- **Your task**:
Scan the material below for the string "Rebuild", and copy every line where it shows up.

- **Records to use**:
──────────────────────────────

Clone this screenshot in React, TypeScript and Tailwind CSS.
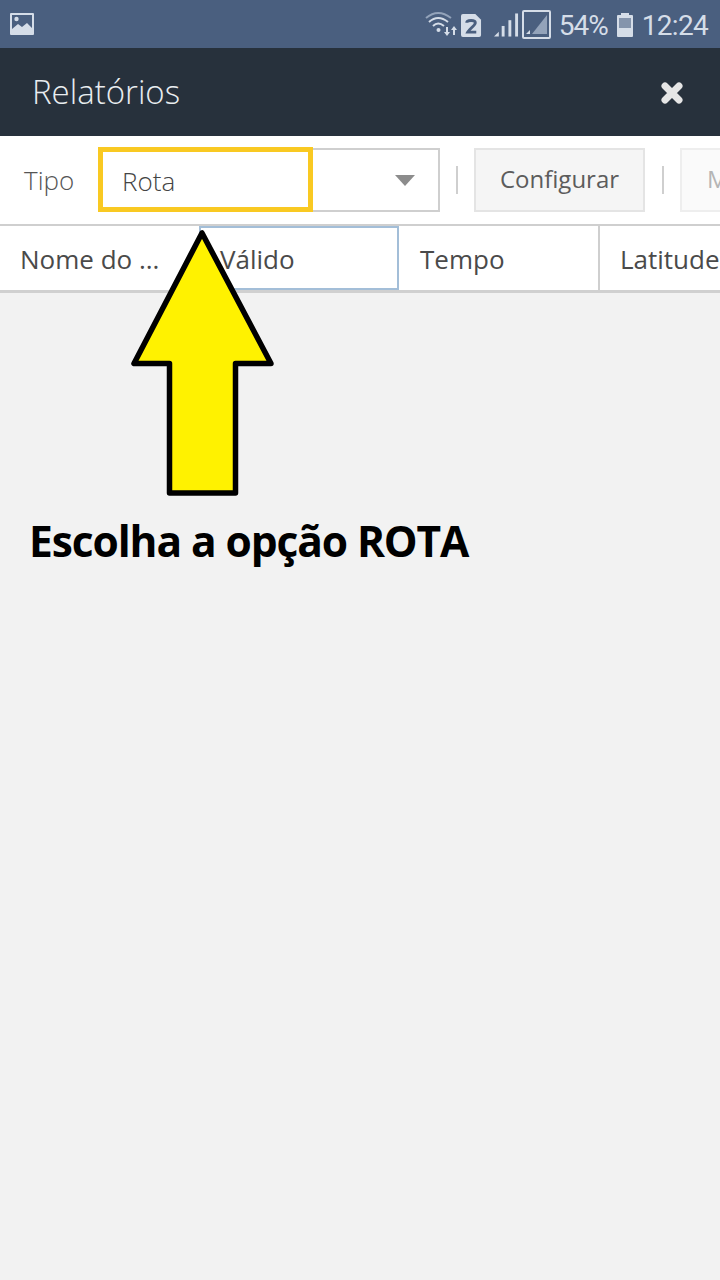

──────────────────────────────

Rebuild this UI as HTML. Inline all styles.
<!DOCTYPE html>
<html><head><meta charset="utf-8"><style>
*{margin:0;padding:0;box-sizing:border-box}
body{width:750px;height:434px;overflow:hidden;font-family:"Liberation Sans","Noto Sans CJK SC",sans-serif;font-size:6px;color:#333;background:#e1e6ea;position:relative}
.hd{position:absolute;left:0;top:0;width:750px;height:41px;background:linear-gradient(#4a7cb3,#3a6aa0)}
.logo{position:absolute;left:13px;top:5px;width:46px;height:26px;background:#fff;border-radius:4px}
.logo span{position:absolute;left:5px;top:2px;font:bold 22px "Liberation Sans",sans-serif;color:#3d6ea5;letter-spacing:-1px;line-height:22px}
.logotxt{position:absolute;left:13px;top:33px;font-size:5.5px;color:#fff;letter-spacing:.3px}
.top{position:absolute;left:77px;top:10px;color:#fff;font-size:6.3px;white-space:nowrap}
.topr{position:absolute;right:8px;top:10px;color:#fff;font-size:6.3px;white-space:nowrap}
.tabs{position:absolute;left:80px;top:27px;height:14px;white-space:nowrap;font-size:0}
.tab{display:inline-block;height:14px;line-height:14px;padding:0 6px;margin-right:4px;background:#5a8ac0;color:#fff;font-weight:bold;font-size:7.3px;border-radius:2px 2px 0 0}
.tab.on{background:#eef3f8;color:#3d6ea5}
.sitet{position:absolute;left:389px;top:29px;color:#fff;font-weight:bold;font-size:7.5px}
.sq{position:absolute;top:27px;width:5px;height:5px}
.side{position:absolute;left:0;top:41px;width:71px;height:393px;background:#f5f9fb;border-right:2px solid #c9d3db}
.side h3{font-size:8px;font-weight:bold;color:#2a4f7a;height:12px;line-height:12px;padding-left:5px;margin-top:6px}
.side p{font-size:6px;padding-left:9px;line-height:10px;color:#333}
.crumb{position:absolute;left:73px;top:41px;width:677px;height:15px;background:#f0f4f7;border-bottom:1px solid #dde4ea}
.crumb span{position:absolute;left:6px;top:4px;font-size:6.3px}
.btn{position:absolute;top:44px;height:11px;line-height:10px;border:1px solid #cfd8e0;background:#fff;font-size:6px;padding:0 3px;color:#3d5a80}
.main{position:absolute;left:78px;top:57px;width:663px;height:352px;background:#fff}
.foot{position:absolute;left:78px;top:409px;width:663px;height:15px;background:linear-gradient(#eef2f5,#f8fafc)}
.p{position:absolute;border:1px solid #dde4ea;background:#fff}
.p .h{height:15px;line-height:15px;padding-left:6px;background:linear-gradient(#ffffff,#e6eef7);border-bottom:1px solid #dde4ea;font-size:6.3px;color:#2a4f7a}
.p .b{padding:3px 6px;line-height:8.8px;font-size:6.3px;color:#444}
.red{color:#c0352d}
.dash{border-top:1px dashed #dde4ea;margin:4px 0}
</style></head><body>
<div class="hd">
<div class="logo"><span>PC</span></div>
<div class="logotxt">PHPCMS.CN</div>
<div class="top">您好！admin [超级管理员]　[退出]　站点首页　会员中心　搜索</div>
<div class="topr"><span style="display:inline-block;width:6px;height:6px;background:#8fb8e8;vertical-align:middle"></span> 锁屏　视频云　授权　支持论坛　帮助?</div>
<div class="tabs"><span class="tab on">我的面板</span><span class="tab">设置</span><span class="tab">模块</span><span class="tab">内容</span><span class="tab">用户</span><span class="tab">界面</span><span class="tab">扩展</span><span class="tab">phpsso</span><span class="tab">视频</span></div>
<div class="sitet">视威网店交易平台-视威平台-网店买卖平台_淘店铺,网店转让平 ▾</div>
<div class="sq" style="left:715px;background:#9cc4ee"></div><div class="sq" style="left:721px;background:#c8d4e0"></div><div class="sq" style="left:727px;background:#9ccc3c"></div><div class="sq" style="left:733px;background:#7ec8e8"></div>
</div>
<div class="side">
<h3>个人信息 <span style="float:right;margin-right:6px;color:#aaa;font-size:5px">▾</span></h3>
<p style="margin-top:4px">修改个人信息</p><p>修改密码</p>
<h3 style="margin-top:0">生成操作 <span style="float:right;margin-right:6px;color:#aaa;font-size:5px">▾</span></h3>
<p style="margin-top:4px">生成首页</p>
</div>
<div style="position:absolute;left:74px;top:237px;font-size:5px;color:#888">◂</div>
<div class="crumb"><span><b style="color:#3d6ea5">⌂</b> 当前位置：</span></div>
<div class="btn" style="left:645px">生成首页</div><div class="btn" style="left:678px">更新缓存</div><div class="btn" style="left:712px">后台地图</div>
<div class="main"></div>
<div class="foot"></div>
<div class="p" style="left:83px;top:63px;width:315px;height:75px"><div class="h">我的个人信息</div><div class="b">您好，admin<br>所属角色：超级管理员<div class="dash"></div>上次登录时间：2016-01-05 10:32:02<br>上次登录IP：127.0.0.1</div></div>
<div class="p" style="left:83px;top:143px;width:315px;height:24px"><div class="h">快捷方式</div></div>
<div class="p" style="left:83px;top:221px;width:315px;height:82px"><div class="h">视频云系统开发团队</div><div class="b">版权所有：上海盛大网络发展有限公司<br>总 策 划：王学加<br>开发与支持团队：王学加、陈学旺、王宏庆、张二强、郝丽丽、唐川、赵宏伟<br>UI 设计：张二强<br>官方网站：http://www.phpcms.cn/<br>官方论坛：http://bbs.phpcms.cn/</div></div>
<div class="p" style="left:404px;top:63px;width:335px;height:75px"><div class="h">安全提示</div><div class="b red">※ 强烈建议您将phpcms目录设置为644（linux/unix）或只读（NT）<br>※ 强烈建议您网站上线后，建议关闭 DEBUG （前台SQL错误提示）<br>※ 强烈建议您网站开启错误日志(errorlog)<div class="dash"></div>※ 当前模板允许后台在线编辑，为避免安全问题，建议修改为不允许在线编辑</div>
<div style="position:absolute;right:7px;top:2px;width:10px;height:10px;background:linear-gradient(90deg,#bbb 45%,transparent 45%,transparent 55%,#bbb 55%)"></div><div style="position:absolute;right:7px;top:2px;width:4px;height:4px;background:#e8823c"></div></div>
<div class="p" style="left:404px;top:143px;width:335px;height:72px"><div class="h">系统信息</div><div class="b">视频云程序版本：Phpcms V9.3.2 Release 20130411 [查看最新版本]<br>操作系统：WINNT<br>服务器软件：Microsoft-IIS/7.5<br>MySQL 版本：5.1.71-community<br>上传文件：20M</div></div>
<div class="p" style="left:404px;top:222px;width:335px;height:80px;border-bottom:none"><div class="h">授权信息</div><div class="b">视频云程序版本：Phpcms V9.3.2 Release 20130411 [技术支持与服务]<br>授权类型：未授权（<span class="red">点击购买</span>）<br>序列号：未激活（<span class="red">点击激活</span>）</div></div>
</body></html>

──────────────────────────────

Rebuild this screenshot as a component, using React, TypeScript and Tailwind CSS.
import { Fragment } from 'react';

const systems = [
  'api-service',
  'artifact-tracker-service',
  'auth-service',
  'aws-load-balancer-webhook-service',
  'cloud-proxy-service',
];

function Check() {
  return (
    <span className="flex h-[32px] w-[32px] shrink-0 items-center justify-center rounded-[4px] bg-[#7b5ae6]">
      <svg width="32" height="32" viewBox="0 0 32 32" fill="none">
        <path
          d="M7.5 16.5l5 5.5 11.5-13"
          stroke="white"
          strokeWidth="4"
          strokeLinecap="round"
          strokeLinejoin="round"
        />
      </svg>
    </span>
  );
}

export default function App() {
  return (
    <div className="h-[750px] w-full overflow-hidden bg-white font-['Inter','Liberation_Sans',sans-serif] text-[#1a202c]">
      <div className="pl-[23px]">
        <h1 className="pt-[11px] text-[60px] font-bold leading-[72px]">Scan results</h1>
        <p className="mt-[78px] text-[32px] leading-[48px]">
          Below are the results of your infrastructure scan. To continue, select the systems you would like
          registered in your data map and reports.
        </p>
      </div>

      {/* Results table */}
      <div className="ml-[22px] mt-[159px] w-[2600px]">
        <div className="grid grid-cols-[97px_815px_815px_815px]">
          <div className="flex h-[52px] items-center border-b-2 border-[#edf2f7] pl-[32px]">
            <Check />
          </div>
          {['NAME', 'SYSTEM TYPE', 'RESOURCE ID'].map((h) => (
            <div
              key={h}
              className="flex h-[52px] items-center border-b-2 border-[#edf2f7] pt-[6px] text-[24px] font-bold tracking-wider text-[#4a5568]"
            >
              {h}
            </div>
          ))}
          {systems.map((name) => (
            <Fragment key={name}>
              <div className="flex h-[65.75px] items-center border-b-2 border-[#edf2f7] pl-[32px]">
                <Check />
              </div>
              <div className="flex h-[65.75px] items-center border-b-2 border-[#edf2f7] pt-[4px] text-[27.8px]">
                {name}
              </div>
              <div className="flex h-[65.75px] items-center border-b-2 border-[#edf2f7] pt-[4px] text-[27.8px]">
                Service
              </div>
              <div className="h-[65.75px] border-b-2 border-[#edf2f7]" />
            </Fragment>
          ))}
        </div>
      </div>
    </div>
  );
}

──────────────────────────────

- **Result of this task**:
Rebuild this UI as HTML. Inline all styles.
Rebuild this screenshot as a component, using React, TypeScript and Tailwind CSS.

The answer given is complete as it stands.